Raków zrealizował swój cel na ten sezon jakim było utrzymanie i chyba nastroje wśród czerwono-niebieskich uległy lekkiemu rozluźnieniu. Czerwono-niebiescy w słabym stylu ulegli w Łodzi tamtejszemu ŁKS-owi 3:2. W meczu beniaminków miała miejsce ciekawa sytuacja, padło 5 bramek i wszystkie strzelili gospodarze. Dorobek Rakowa wzmocniły 2 strzały samobójcze łódzkich piłkarzy.

Spotkania w Łodzi nigdy nie leżały Rakowowi. Dość powiedzieć, że czerwono-niebiescy nigdy nie wygrali na terenie ŁKS-u. Podopieczni Wojciecha Stawowego byli mocno zdeterminowani, gdyż walczyli o pierwszą wygraną pod wodzą nowego trenera i godne pożegnanie z Ekstraklasą. Raków chciał zmazać plamę po porażce z Górnikiem Zabrze.

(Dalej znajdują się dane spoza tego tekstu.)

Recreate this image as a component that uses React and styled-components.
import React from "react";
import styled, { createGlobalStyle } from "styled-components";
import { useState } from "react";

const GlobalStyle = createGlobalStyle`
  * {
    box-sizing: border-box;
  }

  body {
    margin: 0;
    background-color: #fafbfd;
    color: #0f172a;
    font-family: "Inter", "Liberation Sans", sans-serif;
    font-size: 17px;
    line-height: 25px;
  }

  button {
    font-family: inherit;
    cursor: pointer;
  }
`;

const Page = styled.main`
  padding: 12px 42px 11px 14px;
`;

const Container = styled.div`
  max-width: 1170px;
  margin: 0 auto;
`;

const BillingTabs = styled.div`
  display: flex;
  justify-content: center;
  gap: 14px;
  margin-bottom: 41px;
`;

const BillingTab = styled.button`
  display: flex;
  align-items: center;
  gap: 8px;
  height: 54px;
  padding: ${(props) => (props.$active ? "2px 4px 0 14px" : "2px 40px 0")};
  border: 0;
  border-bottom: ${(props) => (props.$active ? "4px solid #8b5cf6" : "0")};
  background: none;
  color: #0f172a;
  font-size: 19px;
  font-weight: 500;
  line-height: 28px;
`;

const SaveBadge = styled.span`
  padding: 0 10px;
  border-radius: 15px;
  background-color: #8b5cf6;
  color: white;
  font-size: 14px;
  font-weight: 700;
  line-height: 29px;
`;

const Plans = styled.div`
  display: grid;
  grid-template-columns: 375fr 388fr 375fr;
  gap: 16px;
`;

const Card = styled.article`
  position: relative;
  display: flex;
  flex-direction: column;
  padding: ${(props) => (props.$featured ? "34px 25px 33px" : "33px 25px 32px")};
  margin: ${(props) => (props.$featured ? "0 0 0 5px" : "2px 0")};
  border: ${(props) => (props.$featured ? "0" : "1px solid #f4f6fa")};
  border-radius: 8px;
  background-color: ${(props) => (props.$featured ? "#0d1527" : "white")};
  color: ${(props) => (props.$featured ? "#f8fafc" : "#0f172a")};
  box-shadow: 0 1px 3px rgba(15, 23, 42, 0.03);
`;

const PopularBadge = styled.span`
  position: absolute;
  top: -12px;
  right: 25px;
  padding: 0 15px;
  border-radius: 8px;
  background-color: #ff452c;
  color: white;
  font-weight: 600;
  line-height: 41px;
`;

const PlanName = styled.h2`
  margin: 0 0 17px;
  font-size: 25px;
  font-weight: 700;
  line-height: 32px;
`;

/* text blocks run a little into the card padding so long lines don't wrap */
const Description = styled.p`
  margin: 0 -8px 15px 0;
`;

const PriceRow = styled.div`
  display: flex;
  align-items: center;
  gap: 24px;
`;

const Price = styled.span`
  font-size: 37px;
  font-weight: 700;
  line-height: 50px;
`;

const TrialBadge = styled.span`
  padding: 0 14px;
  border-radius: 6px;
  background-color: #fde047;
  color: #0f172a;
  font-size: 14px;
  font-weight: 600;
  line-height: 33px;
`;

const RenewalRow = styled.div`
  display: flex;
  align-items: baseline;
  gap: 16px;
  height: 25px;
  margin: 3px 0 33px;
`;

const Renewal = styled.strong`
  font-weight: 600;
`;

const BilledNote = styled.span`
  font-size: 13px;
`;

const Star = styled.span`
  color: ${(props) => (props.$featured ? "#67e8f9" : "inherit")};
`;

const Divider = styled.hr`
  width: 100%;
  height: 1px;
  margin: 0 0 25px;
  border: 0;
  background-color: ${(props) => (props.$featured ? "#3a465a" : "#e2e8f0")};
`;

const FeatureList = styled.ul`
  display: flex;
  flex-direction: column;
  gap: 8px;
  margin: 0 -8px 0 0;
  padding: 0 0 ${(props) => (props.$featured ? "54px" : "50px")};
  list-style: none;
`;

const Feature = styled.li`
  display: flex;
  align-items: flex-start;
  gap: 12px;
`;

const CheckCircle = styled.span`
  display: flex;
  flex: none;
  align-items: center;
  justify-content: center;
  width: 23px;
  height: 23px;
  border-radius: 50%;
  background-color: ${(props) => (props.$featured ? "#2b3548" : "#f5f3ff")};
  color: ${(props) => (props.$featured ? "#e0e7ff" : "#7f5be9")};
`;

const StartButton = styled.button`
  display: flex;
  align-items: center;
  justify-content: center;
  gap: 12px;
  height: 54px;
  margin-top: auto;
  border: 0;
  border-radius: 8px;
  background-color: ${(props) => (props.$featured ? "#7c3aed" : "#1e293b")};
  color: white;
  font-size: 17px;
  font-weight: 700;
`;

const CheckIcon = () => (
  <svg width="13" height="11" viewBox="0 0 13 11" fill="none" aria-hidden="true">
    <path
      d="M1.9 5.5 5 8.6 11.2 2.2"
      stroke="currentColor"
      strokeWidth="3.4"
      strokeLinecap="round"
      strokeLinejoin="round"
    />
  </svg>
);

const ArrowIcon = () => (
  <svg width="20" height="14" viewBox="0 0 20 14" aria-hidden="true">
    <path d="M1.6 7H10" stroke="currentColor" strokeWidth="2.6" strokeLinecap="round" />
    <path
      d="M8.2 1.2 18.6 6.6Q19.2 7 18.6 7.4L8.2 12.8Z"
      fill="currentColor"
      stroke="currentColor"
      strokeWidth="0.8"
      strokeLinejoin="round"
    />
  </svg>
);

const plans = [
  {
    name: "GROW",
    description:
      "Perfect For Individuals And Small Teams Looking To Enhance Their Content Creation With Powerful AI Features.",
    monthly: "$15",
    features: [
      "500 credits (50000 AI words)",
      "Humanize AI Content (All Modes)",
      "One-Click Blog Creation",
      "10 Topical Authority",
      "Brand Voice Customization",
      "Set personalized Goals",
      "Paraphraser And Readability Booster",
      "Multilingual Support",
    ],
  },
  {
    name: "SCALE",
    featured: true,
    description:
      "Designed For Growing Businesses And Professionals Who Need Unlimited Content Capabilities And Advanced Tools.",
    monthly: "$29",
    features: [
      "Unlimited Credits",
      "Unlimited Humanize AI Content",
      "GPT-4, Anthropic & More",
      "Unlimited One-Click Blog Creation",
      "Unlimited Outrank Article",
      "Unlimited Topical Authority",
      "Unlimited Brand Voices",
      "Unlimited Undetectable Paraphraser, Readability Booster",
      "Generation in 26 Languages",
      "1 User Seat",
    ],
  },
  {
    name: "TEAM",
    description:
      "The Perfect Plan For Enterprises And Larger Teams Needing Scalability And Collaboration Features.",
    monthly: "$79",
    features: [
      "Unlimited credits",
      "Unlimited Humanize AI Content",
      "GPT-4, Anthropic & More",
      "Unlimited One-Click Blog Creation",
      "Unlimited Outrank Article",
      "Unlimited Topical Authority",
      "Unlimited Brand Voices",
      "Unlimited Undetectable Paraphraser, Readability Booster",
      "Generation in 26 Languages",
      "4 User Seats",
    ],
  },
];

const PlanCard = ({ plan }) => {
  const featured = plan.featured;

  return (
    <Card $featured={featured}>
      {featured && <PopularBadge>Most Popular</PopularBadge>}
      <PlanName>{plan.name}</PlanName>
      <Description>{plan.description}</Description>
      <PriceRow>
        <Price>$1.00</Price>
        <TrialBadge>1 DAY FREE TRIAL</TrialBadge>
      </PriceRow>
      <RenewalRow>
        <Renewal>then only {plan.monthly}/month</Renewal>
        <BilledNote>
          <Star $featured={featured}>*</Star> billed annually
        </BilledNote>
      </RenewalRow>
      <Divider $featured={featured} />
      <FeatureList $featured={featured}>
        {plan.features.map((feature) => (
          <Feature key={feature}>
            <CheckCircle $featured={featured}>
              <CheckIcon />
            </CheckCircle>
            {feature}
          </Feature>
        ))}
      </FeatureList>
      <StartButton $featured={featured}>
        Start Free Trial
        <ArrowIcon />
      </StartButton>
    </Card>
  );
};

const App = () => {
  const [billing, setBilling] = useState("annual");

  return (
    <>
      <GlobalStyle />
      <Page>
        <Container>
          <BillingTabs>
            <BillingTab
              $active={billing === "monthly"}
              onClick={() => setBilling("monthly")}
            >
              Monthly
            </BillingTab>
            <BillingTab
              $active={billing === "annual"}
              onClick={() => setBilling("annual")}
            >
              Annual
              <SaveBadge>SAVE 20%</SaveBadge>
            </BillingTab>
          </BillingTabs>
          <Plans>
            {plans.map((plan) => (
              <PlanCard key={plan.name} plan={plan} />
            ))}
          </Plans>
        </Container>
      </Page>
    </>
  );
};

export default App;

Od początku to łodzianie sprawiali lepsze wrażenie. Jednak błędy w obronie spowodowały, że już w 13. minucie Raków prowadził po samobójczym trafieniu Samu Corrala. Chwilę później pięknym trafieniem z dystansu popisał się Michał Trąbka wyrównując rezultat. Na przerwę to Raków wychodził jednak prowadząc. W 39. minucie po zamieszaniu w polu karnym po rzucie wolnym piłkę do własnej bramki wpakował Maciej Wolski. Druga połowa należała już jednak tylko do ŁKS-u. Raków nie potrafił stworzyć sobie okazji, a dodatkowo popełnił wiele błędów w kryciu. Poskutkowało to dwoma bramkami Samu Corrala, którymi dopełnił „hattrika”.

Raków zakończy swój sezon już w najbliższą sobotę w meczu z Wisłą Płock. Początek meczu o 17:30.